We don’t have anything planned. If it happens again in the spirit of artistic cooperation and common expression we’d surely do it. We clearly wouldn’t hire a well-established ‘hired gun’ just to brag about how well we connected we are.
– We haven’t seen you live in a while. Are you preparing anything?
The day after tomorrow, Friday, November 30th we have our next show opening for Sivert Høyem‘s concert in our hometown.
– You’ve already been in a band for a while. What is what do you keep from what you’ve been through? What would you willingly forget on your way here?
We are keeping everything without exception. This is our way and we ought to be facing anything that is bringing onto us, as ultimately any circumstances reveal our true character. We wouldn’t like to forget anything, no matter how bad, because we’d risk missing an integral part of who we are, or having to experience its repetition.
– Do you think it would be better if you were born in a different country? Concerning your music and your musical career.
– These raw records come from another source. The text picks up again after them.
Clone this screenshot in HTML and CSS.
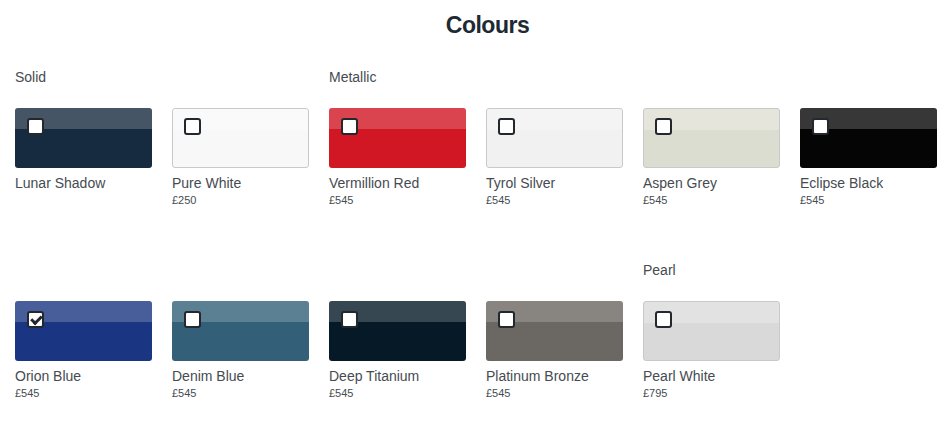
FILE: index.html
```html
<!DOCTYPE html>
<html lang="en">
<head>
    <meta charset="UTF-8">
    <meta name="viewport" content="width=device-width, initial-scale=1.0">
    <title>Colours</title>
    <link rel="stylesheet" href="styles.css">
</head>
<body>

    <h1 class="title">Colours</h1>

    <div class="colours">
        <div class="colour">
            <div class="group">Solid</div>
            <label class="swatch lunar"><input type="checkbox"><span class="box"></span></label>
            <div class="name">Lunar Shadow</div>
            <div class="price"></div>
        </div>
        <div class="colour">
            <div class="group"></div>
            <label class="swatch light pure"><input type="checkbox"><span class="box"></span></label>
            <div class="name">Pure White</div>
            <div class="price">£250</div>
        </div>
        <div class="colour">
            <div class="group">Metallic</div>
            <label class="swatch red"><input type="checkbox"><span class="box"></span></label>
            <div class="name">Vermillion Red</div>
            <div class="price">£545</div>
        </div>
        <div class="colour">
            <div class="group"></div>
            <label class="swatch light silver"><input type="checkbox"><span class="box"></span></label>
            <div class="name">Tyrol Silver</div>
            <div class="price">£545</div>
        </div>
        <div class="colour">
            <div class="group"></div>
            <label class="swatch light aspen"><input type="checkbox"><span class="box"></span></label>
            <div class="name">Aspen Grey</div>
            <div class="price">£545</div>
        </div>
        <div class="colour">
            <div class="group"></div>
            <label class="swatch black"><input type="checkbox"><span class="box"></span></label>
            <div class="name">Eclipse Black</div>
            <div class="price">£545</div>
        </div>

        <div class="colour">
            <div class="group"></div>
            <label class="swatch orion"><input type="checkbox" checked><span class="box"></span></label>
            <div class="name">Orion Blue</div>
            <div class="price">£545</div>
        </div>
        <div class="colour">
            <div class="group"></div>
            <label class="swatch denim"><input type="checkbox"><span class="box"></span></label>
            <div class="name">Denim Blue</div>
            <div class="price">£545</div>
        </div>
        <div class="colour">
            <div class="group"></div>
            <label class="swatch titanium"><input type="checkbox"><span class="box"></span></label>
            <div class="name">Deep Titanium</div>
            <div class="price">£545</div>
        </div>
        <div class="colour">
            <div class="group"></div>
            <label class="swatch bronze"><input type="checkbox"><span class="box"></span></label>
            <div class="name">Platinum Bronze</div>
            <div class="price">£545</div>
        </div>
        <div class="colour">
            <div class="group">Pearl</div>
            <label class="swatch light pearl"><input type="checkbox"><span class="box"></span></label>
            <div class="name">Pearl White</div>
            <div class="price">£795</div>
        </div>
    </div>

</body>
</html>
```

FILE: styles.css
```css
body {
    margin: 0;
    background-color: #ffffff;
    color: #464b51;
    font-family: 'Liberation Sans', Arial, sans-serif;
}
.title {
    margin: 0;
    padding: 11px 0 0 24px;
    height: 56px;
    text-align: center;
    font-size: 23px;
    line-height: 28px;
    letter-spacing: -0.5px;
    color: #1d2a33;
}
.colours {
    display: grid;
    grid-template-columns: repeat(6, 137px);
    column-gap: 20px;
    row-gap: 52px;
    padding: 0 15px;
}
.group {
    height: 20px;
    line-height: 20px;
    font-size: 14px;
    margin-bottom: 21px;
}
.swatch {
    display: block;
    position: relative;
    height: 60px;
    box-sizing: border-box;
    border-radius: 3px;
    overflow: hidden;
    cursor: pointer;
}
.swatch::before {
    content: "";
    position: absolute;
    left: 0;
    right: 0;
    top: 0;
    height: 21px;
    background-color: rgba(255, 255, 255, 0.2);
}
.swatch.light {
    border: 1px solid #c9c9c9;
}
.swatch.light::before {
    background-color: rgba(255, 255, 255, 0.25);
}
.swatch input {
    display: none;
}
.box {
    position: absolute;
    left: 12px;
    top: 10px;
    width: 17px;
    height: 17px;
    box-sizing: border-box;
    border: 2px solid #22282d;
    border-radius: 3px;
    background-color: #ffffff;
}
.swatch.light .box {
    left: 11px;
    top: 9px;
}
.swatch input:checked + .box::after {
    content: "";
    position: absolute;
    left: 2px;
    top: 1px;
    width: 8px;
    height: 4px;
    border-left: 3px solid #22282d;
    border-bottom: 3px solid #22282d;
    transform: rotate(-45deg) translate(-1px, 1px);
}
.lunar { background-color: #172b40; }
.pure { background-color: #f8f8f8; }
.red { background-color: #d11624; }
.silver { background-color: #f1f1f1; }
.aspen { background-color: #dcddd1; }
.black { background-color: #050505; }
.orion { background-color: #1a3683; }
.denim { background-color: #335f78; }
.titanium { background-color: #051a26; }
.bronze { background-color: #6b6762; }
.pearl { background-color: #d9d9d9; }
.name {
    margin-top: 6px;
    font-size: 14px;
    line-height: 18px;
}
.price {
    font-size: 11px;
    line-height: 16px;
    height: 16px;
}
```
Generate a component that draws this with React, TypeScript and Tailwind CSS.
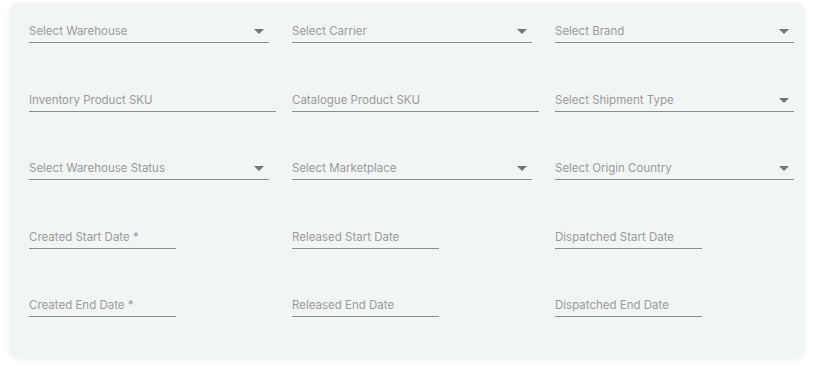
import React from "react";

const Arrow = () => (
  <svg width="10" height="5" viewBox="0 0 10 5" className="shrink-0">
    <path d="M0 0 L10 0 L5 5 Z" fill="#757575" />
  </svg>
);

const Select = ({ label, w = "w-[240px]" }: { label: string; w?: string }) => (
  <div className={`${w} h-[31px] flex items-end justify-between border-b border-[#8c8c8c] pb-[4px] pr-[5px]`}>
    <span className="text-[11.5px] leading-[14px] text-[#9b9b9b]">{label}</span>
    <div className="mb-[4px]"><Arrow /></div>
  </div>
);

const Input = ({ label, w = "w-[247px]" }: { label: string; w?: string }) => (
  <div className={`${w} h-[31px] flex items-end border-b border-[#8c8c8c] pb-[4px]`}>
    <span className="text-[11.5px] leading-[14px] text-[#9b9b9b]">{label}</span>
  </div>
);

export default function App() {
  return (
    <div className="w-[814px] h-[369px] bg-white pt-[3px] pl-[10px]" style={{ fontFamily: "Inter, 'Noto Sans', sans-serif" }}>
      <div className="w-[794px] h-[355px] bg-[#f1f5f4] rounded-[8px] shadow-[0_1px_6px_rgba(0,0,0,0.07)] pl-[19px] pt-[9px]">
        <div className="grid grid-cols-[247px_247px_247px] gap-x-[16px] gap-y-[37.5px]">
          <Select label="Select Warehouse" />
          <Select label="Select Carrier" />
          <Select label="Select Brand" w="w-[239px]" />
          <Input label="Inventory Product SKU" />
          <Input label="Catalogue Product SKU" />
          <Select label="Select Shipment Type" w="w-[239px]" />
          <Select label="Select Warehouse Status" />
          <Select label="Select Marketplace" />
          <Select label="Select Origin Country" w="w-[239px]" />
          <Input label="Created Start Date *" w="w-[147px]" />
          <Input label="Released Start Date" w="w-[147px]" />
          <Input label="Dispatched Start Date" w="w-[147px]" />
          <Input label="Created End Date *" w="w-[147px]" />
          <Input label="Released End Date" w="w-[147px]" />
          <Input label="Dispatched End Date" w="w-[147px]" />
        </div>
      </div>
    </div>
  );
}
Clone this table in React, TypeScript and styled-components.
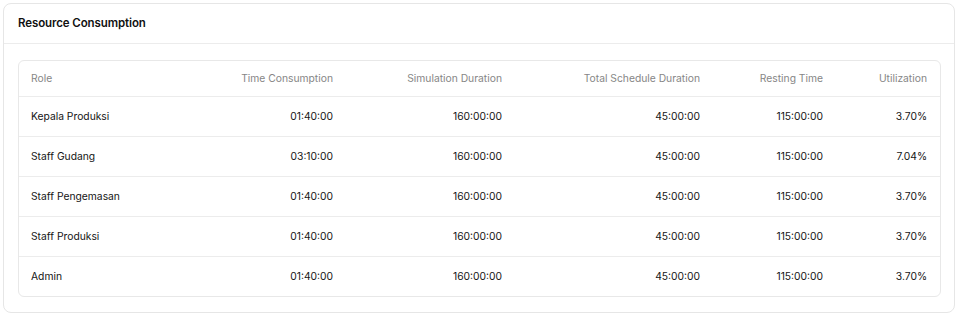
import React from "react";
import styled, { createGlobalStyle } from "styled-components";

const GlobalStyle = createGlobalStyle`
  html, body {
    margin: 0;
    padding: 0;
    background: #ffffff;
  }
  body {
    padding: 3px;
    font-family: 'Inter', 'Liberation Sans', sans-serif;
    color: #141414;
    -webkit-font-smoothing: antialiased;
  }
  * {
    box-sizing: border-box;
  }
`;

const Card = styled.section`
  width: 952px;
  height: 310px;
  border: 1px solid #e6e6e6;
  border-radius: 8px;
  background: #fff;
  display: flex;
  flex-direction: column;
`;

const CardHeader = styled.header`
  height: 41px;
  padding: 0 14px 1px;
  display: flex;
  align-items: center;
  border-bottom: 1px solid #ececec;
`;

const Title = styled.h2`
  margin: 0;
  font-size: 11.5px;
  font-weight: 600;
  color: #111;
  letter-spacing: -0.1px;
`;

const CardBody = styled.div`
  padding: 16px 13px 15px 14px;
`;

const Table = styled.div`
  border: 1px solid #e8e8e8;
  border-radius: 6px;
  overflow: hidden;
`;

const columns = "163px 163px 169px 198px 123px 104px";

const Row = styled.div<{ $head?: boolean }>`
  display: grid;
  grid-template-columns: ${columns};
  height: ${(p) => (p.$head ? "35px" : "40px")};
  align-items: center;
  border-top: ${(p) => (p.$head ? "none" : "1px solid #ececec")};
`;

const Cell = styled.div<{ $head?: boolean; $align?: "left" | "right" }>`
  padding: 0 12px 2px;
  text-align: ${(p) => p.$align ?? "right"};
  font-size: 10.3px;
  font-weight: 400;
  color: ${(p) => (p.$head ? "#868686" : "#151515")};
  white-space: nowrap;
`;

const headers = [
  "Role",
  "Time Consumption",
  "Simulation Duration",
  "Total Schedule Duration",
  "Resting Time",
  "Utilization",
];

const rows = [
  ["Kepala Produksi", "01:40:00", "160:00:00", "45:00:00", "115:00:00", "3.70%"],
  ["Staff Gudang", "03:10:00", "160:00:00", "45:00:00", "115:00:00", "7.04%"],
  ["Staff Pengemasan", "01:40:00", "160:00:00", "45:00:00", "115:00:00", "3.70%"],
  ["Staff Produksi", "01:40:00", "160:00:00", "45:00:00", "115:00:00", "3.70%"],
  ["Admin", "01:40:00", "160:00:00", "45:00:00", "115:00:00", "3.70%"],
];

export default function App() {
  return (
    <>
      <GlobalStyle />
      <Card>
        <CardHeader>
          <Title>Resource Consumption</Title>
        </CardHeader>
        <CardBody>
          <Table>
            <Row $head>
              {headers.map((h, i) => (
                <Cell key={h} $head $align={i === 0 ? "left" : "right"}>
                  {h}
                </Cell>
              ))}
            </Row>
            {rows.map((r) => (
              <Row key={r[0]}>
                {r.map((v, i) => (
                  <Cell key={i} $align={i === 0 ? "left" : "right"}>
                    {v}
                  </Cell>
                ))}
              </Row>
            ))}
          </Table>
        </CardBody>
      </Card>
    </>
  );
}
I don’t have the slightest idea. We wouldn’t be us for sure. For a kid who would live briefly before they’d die of AIDS, or a child born in a warzone the answer to that hypothetical question would be more than obvious. But for someone who is born in a relatively liberal country, with good prospects to be educated and thrive it’s a bit ungrateful to use their circumstances as an excuse for not reaching their potential and not to assume the responsibility of themselves and the struggle or mission from their own post, as in comparison it would be like winning the birth lottery. Coming back to music there are places with more opportunities but an ‘American Idol‘, or fast art type of musical career was never appealing for us anyway. It has always been about healthy expression, communication, and a bit of traveling along with our nearest and dearest.
Interviewer: Costas Coulis
Publication: Noizy.gr
Period: November 2012
PS * Nostalgia is a compound of νόστος – nostos + άλγος – alghos (=ache / pain) means home sickness, a pain for the familiar.
Additionally, νόστιμος – nostimos (=tasty / nice / delicious) denotes the preference for the familiar.